20240904

珍しいことに駅と職場の間のローソンで朝食のサンドイッチを買った。卵サンドしかなかったが卵サンドは数種類あった。卵焼き、卵だけ、卵とハムとチーズ。卵とハムのサンドイッチを買う。出勤。早食いは得意ではない。タイムカードを押して、持ち重りのするサンドイッチを持って非常階段の踊り場へ出て、扉のスリットの死角にしゃがんで食べた。こんな状況でも外で食事するとおいしい。ビルとビルの間を行き交う人がレゴの人形のようだ。日傘をさしているかいないかが半々。3つ入ったハム卵サンドの真ん中だけ、フレンチドレッシングがまぶされた玉ねぎが仕込まれている!

 

やがて退勤。むらのある雨雲の向こうに、劇的に鮮やかな夕焼け。雲の切れ間から高層ビルをオレンジ色に染めあげる。職場を出て駅とは反対方向の映画館へ。「アニエスV.によるジェーンB.」を見る。予告編ではジェーン・バーキンレトロスペクティブの映像が流れ、本編では歳を重ねた彼女が時にジーンズ姿でアニエス・ヴァルダに笑いかける。UNIさんが日記で触れられていたカバンの中身紹介シーンもよかった。
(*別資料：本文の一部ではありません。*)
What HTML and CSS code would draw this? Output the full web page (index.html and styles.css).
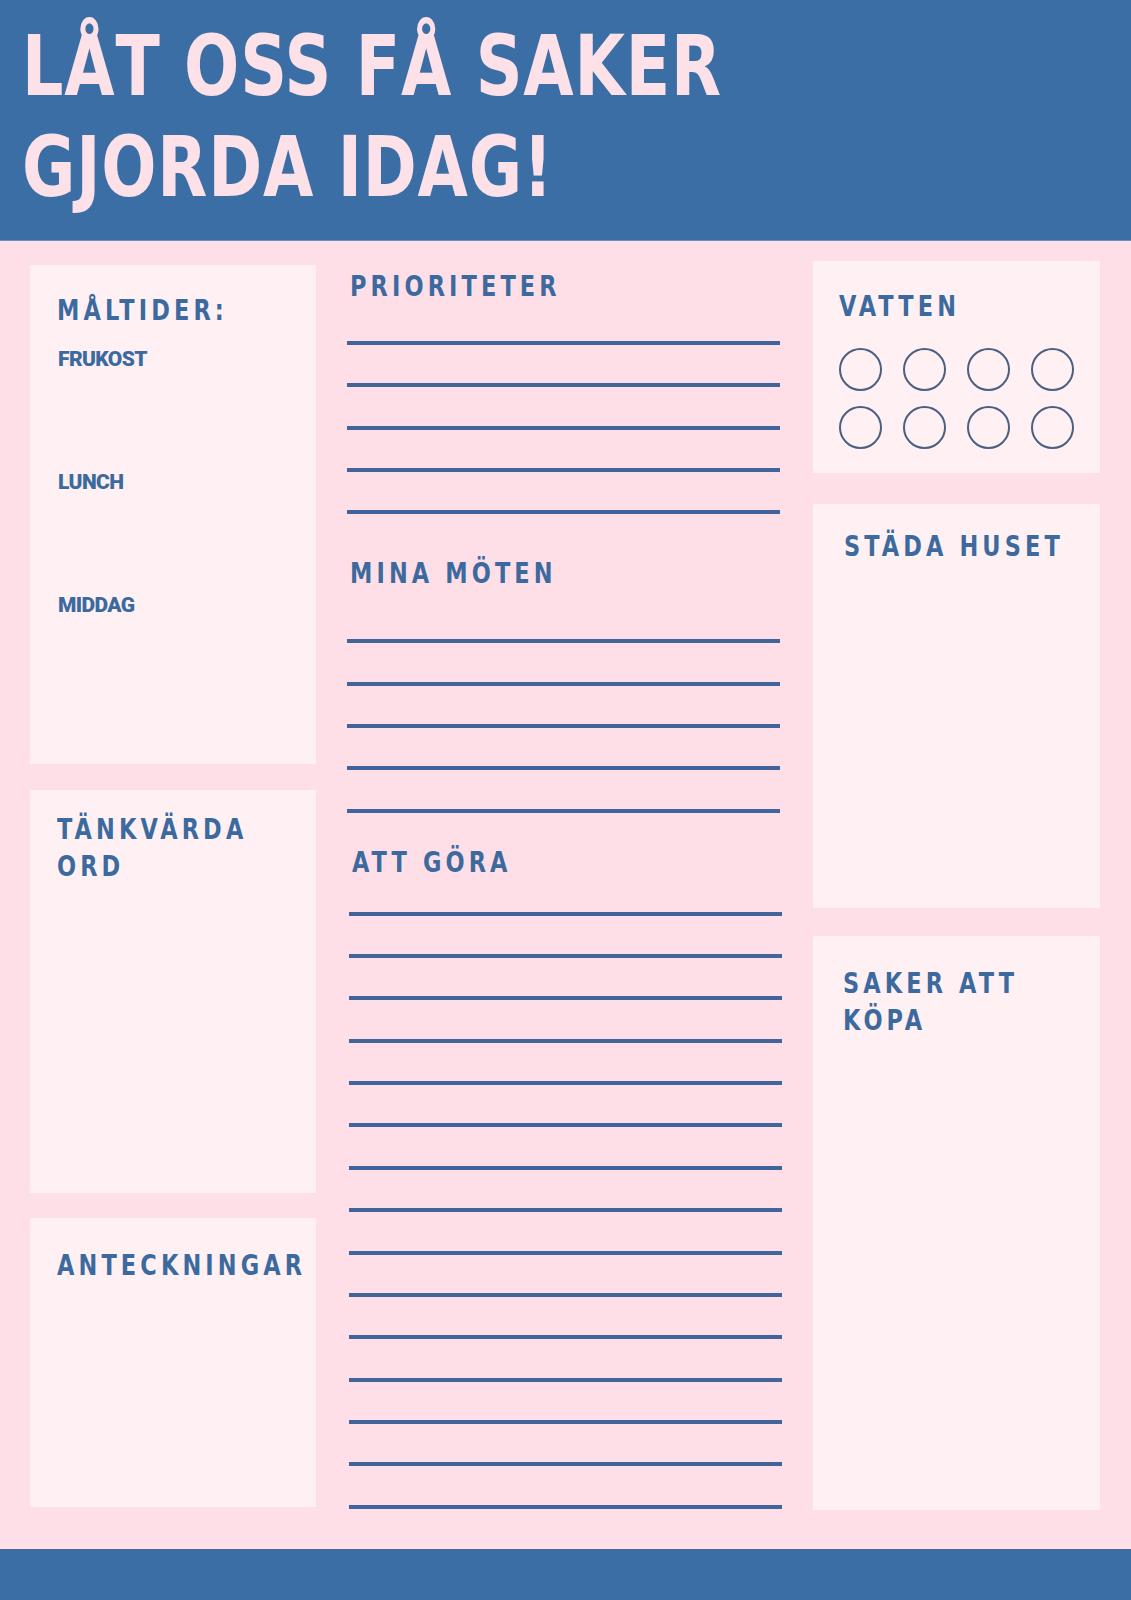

路上にぶちまけられる紙くずやペンの山。カバンの開け口から紙くずが見えているのに、ひっくり返しても紙くず。そのくらい紙が占めている。「カバンの中身を見て私の何かがわかった?」痛快だった。

 

映画館を出て駅に着くと21時を過ぎている。この時間には厚底シューズで更に背の高くなったメイドが客引きをしていて、この人を見ると安心する。メイドカフェから来たことがわかるから。他のキャッチは男女ともに黒っぽい私服で何屋に連れて行かれるかわからず、金のなさそうな女ひとりが声をかけられることは絶対にないのに怯えている。

 

夕食はスシローでとった。740円の富山産ほたるいか3種盛だけを頼むと回転寿司屋と思えない待ち時間が発生。何もオーダーせず座っているだけのように見えて気まずいが、回転寿司屋の客の構われなさがありがたい。スマホも取り出さず思う存分頭上を流れる寿司を眺めた。すべてのシャリが赤米になっていてイカにぎりがピンク色に輝く。完全に気を抜いているとほたるいか3種盛がヒトに運ばれてやってきて驚く。生中も、アツアツのみそ汁もレーンの上を行き交う令和の時代に!皿が長いからだろうか。ものすごく贅沢な気分だ。大きくて立派なほたるいかを堪能。